Mr. Mianulli's remaining legal theories are unclear, but he appears to be arguing that being placed on the Performance Action Plan was a part of the ongoing racial harassment he received at USPS. This argument also fails because there is no evidence of a pattern of discrimination or harassment that was so severe or pervasive as to amount to an abusive working environment. See Harris v. Forklift Systems, Inc., 510 U.S. 17, 21 (1993). Mr. Mianulli contends that being placed on the Performance Action Plan was harassment because it involved "unreasonable deadlines." Pl.'s First Amended Compl. ¶ 13. He has offered no evidence, however, to support the self-serving and conclusory allegation that the deadlines were in fact unreasonable or that the deadlines were a result of his race or color.*fn4 Furthermore, the fact that Mr. Rogers may have instructed an administrative assistant not to do a project -- originally assigned to Mr. Mianulli that he had reassigned to the assistant -- does not amount to severe or pervasive harassment, and Mr. Mianulli has failed to link that incident to his race or color. See Barbour v. Browner, 181 F.3d 1342, 1348 (D.C. Cir. 1999) (two incidents of alleged harassment were not severe or pervasive enough to alter conditions of employment). Accordingly, Mr. Mianulli has not met his burden to survive summary judgment on a claim of racial harassment.

B. Retaliation

It is unlawful for an employer to take a materially adverse action against an employee because of the employee's engagement in statutorily protected activity, i.e., the employee's complaint of unlawful discrimination. See Burlington N. and Santa Fe Ry. Co. v. White, 548 U.S. 53, 67-70 (2006). To establish a prima facie case of retaliation, a plaintiff must show that: 1) he engaged in protected activity; 2) he suffered from a materially adverse act; and 3) a causal connection exists between the protected activity and the employer's act. Holcomb v. Powell, 433 F.3d 889, 901-02 (D.C. Cir. 2006). In order to prevail on a retaliation claim, an employee must show that he engaged in protected activity and, as a consequence, his employer took a materially adverse action against him. Weber v. Battista, 494 F.3d 179, 184 (D.C. Cir. 2007). A materially adverse action is one that "could well dissuade a reasonable worker from making or supporting a charge of discrimination." Burlington, 548 U.S. at 57.

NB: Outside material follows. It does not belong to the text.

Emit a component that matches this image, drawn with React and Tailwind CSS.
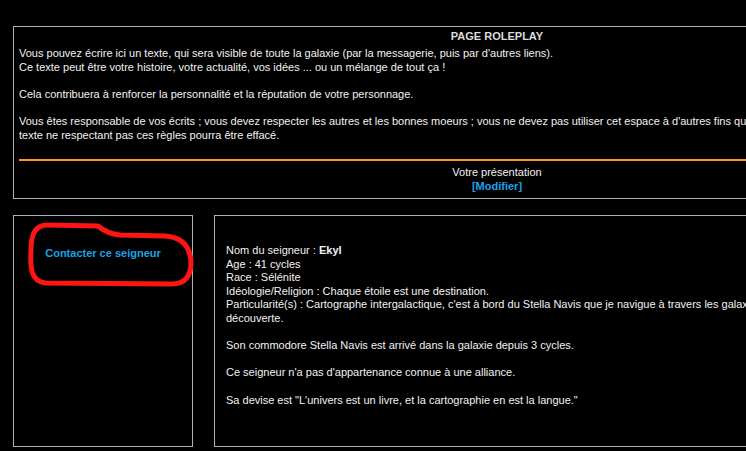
import React from "react";

const font = { fontFamily: '"Liberation Sans", Arial, sans-serif' };

function ScribbleCircle() {
  // red annotation drawn around the contact link
  return (
    <svg
      className="absolute left-0 top-0 pointer-events-none"
      width="746"
      height="451"
      viewBox="0 0 746 451"
    >
      <path
        d="M42 226 C34 228 31 236 31 250 C30 268 31 281 45 283 L172 284 C186 284 191 275 191 262 C190 246 182 237 165 236 L120 235 C110 234 104 231 98 226 L48 225 C45 225 43 225 42 226 Z"
        fill="none"
        stroke="#ff1414"
        strokeWidth="5"
        strokeLinejoin="round"
      />
    </svg>
  );
}

export default function App() {
  return (
    <div className="relative w-[746px] h-[451px] overflow-hidden bg-black" style={font}>
      <div className="w-[1000px] pl-[13px] pt-[26px] text-[11px] leading-[13.6px] text-[#f2f2f2]">
        {/* Page roleplay */}
        <div className="w-[968px] h-[173px] border border-[#a9b3c1] px-[5px]">
          <div className="text-center font-bold text-[#dcdcdc] pt-[2px] leading-[14px]">PAGE ROLEPLAY</div>
          <div className="mt-[4px] h-[96px]">
            Vous pouvez écrire ici un texte, qui sera visible de toute la galaxie (par la messagerie, puis par d'autres liens).
            <br />
            Ce texte peut être votre histoire, votre actualité, vos idées ... ou un mélange de tout ça !
            <br />
            <br />
            Cela contribuera à renforcer la personnalité et la réputation de votre personnage.
            <br />
            <br />
            Vous êtes responsable de vos écrits ; vous devez respecter les autres et les bonnes moeurs ; vous ne devez pas utiliser cet espace à d'autres fins que roleplay. Tout
            <br />
            texte ne respectant pas ces règles pourra être effacé.
          </div>
          <div className="mt-[16px] h-[2px] bg-[#ff9a10]" />
          <div className="mt-[5px] text-center">
            <div>Votre présentation</div>
            <a className="font-bold text-[#1ba3e6]">[Modifier]</a>
          </div>
        </div>

        {/* Seigneur */}
        <div className="mt-[16px] flex gap-[21px]">
          <div className="w-[180px] h-[232px] border border-[#a9b3c1] pt-[31px] text-center">
            <a className="font-bold text-[#1ba3e6]">Contacter ce seigneur</a>
          </div>
          <div className="w-[780px] h-[232px] border border-[#a9b3c1] pl-[11px] pt-[28px]">
            <div>
              Nom du seigneur : <b>Ekyl</b>
            </div>
            <div>Age : 41 cycles</div>
            <div>Race : Sélénite</div>
            <div>Idéologie/Religion : Chaque étoile est une destination.</div>
            <div className="w-[610px]">
              Particularité(s) : Cartographe intergalactique, c'est à bord du Stella Navis que je navigue à travers les galaxies en quête de découverte.
            </div>
            <div className="mt-[13.6px]">Son commodore Stella Navis est arrivé dans la galaxie depuis 3 cycles.</div>
            <div className="mt-[13.6px]">Ce seigneur n'a pas d'appartenance connue à une alliance.</div>
            <div className="mt-[13.6px]">Sa devise est "L'univers est un livre, et la cartographie en est la langue."</div>
          </div>
        </div>
      </div>
      <ScribbleCircle />
    </div>
  );
}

Mr. Mianulli's claim of retaliation is based upon a phone call that he allegedly made to his second-line supervisor, Mr. McConnell, on March 23, 2004. Mr. Mianulli asserts that in that phone call he "complained about [Sammy] Rogers' discriminatory treatment towards him." Pl.'s Opp'n at 13. Mr. Mianulli testified in his deposition that he "stated to [McConnell] that [he] felt [he] was a victim of racial discrimination." Def.'s Mot., Ex. A, Mianulli Dep. at 146. Mr. Mianulli further alleges that on March 24, 2004, Mr. Rogers told him his employment was ending because of the call he made to Mr. McConnell the day before. Pl.'s Opp'n, Ex. A, Mianulli Dep. at 155.

Mr. Mianulli has not presented evidence that he was terminated because of the protected activity. An employer must be aware of the protected activity for it to have caused the adverse employment action. Galdieri-Ambrosini v. Nat'l Realty & Dev. Corp., 136 F.3d 276, 292 (2d Cir. 1999). Moreover, an adverse employment action taken after protected activity is not caused by the protected activity if the employment action was contemplated prior to the protected activity. Clark County Sch. Dist. v. Breeden, 532 U.S. 268, 272 (2001).

There is no evidence in the record that Mr. Worth, who made the decision to terminate Mr. Mianulli, had any knowledge of the protected activity. See Def.'s Facts ¶ 12 ("Mr. Worth made the ultimate decision to terminate Plaintiff's probationary employment."). Indeed, Mr. Worth testified in his deposition that he was not aware of the phone call when he made the termination decision; in fact, Mr. Worth had been considering whether to terminate Mr. Mianulli for several days before March 23, 2004. Def.'s Reply, Ex. H-1, Worth Dep. at 219-21; Def.'s Mot., Ex. E, McConnell Decl. ¶ 7 (noting that Mr. Worth advised Mr. McConnell of Mr. Mianulli's poor performance approximately ninety days before Mr. Mianulli was terminated). Mr. Mianulli argues that the proximity in time between the phone call and the termination is enough to create a causal connection. Although a close proximity in time between protected activity and a materially adverse action can suggest a retaliatory motive, if the person taking the adverse action is unaware of the protected activity, the timing does not give rise to such an inference. Because there is no evidence that Mr. Worth was aware of the protected activity at the time he decided to terminate Mr. Mianulli, Mr. Mianulli cannot show that he was terminated in retaliation for such protected activity.

Even if Mr. Mianulli had made out a prima facie case of retaliation, his retaliation claim fails because USPS has advanced a legitimate, non-discriminatory reason for his discharge, namely performance deficiencies. USPS points to evidence that it had concerns about Mr. Mianulli's performance and warned him about it in February 2004; that Mr. Mianulli failed to notify his supervisor about the status of his projects, as directed; and that he failed to complete the Performance Action Plan successfully - all forming the basis for his termination and all before his March 23, 2004 phone call to Mr. McConnell. On this record no reasonable jury could infer that Mr. Mianulli was terminated because he engaged in protected activity.


There are no genuine issues as to any material facts that would preclude the issuance of summary judgment in this case. Mr. Mianulli has failed to show that a reasonable jury could infer that USPS engaged in racial discrimination, racial harassment, or retaliation. Accordingly, USPS's motion for summary judgment [Dkt. # 24] will be granted and this case will be dismissed. An Order consistent with this Memorandum Opinion is issued separately.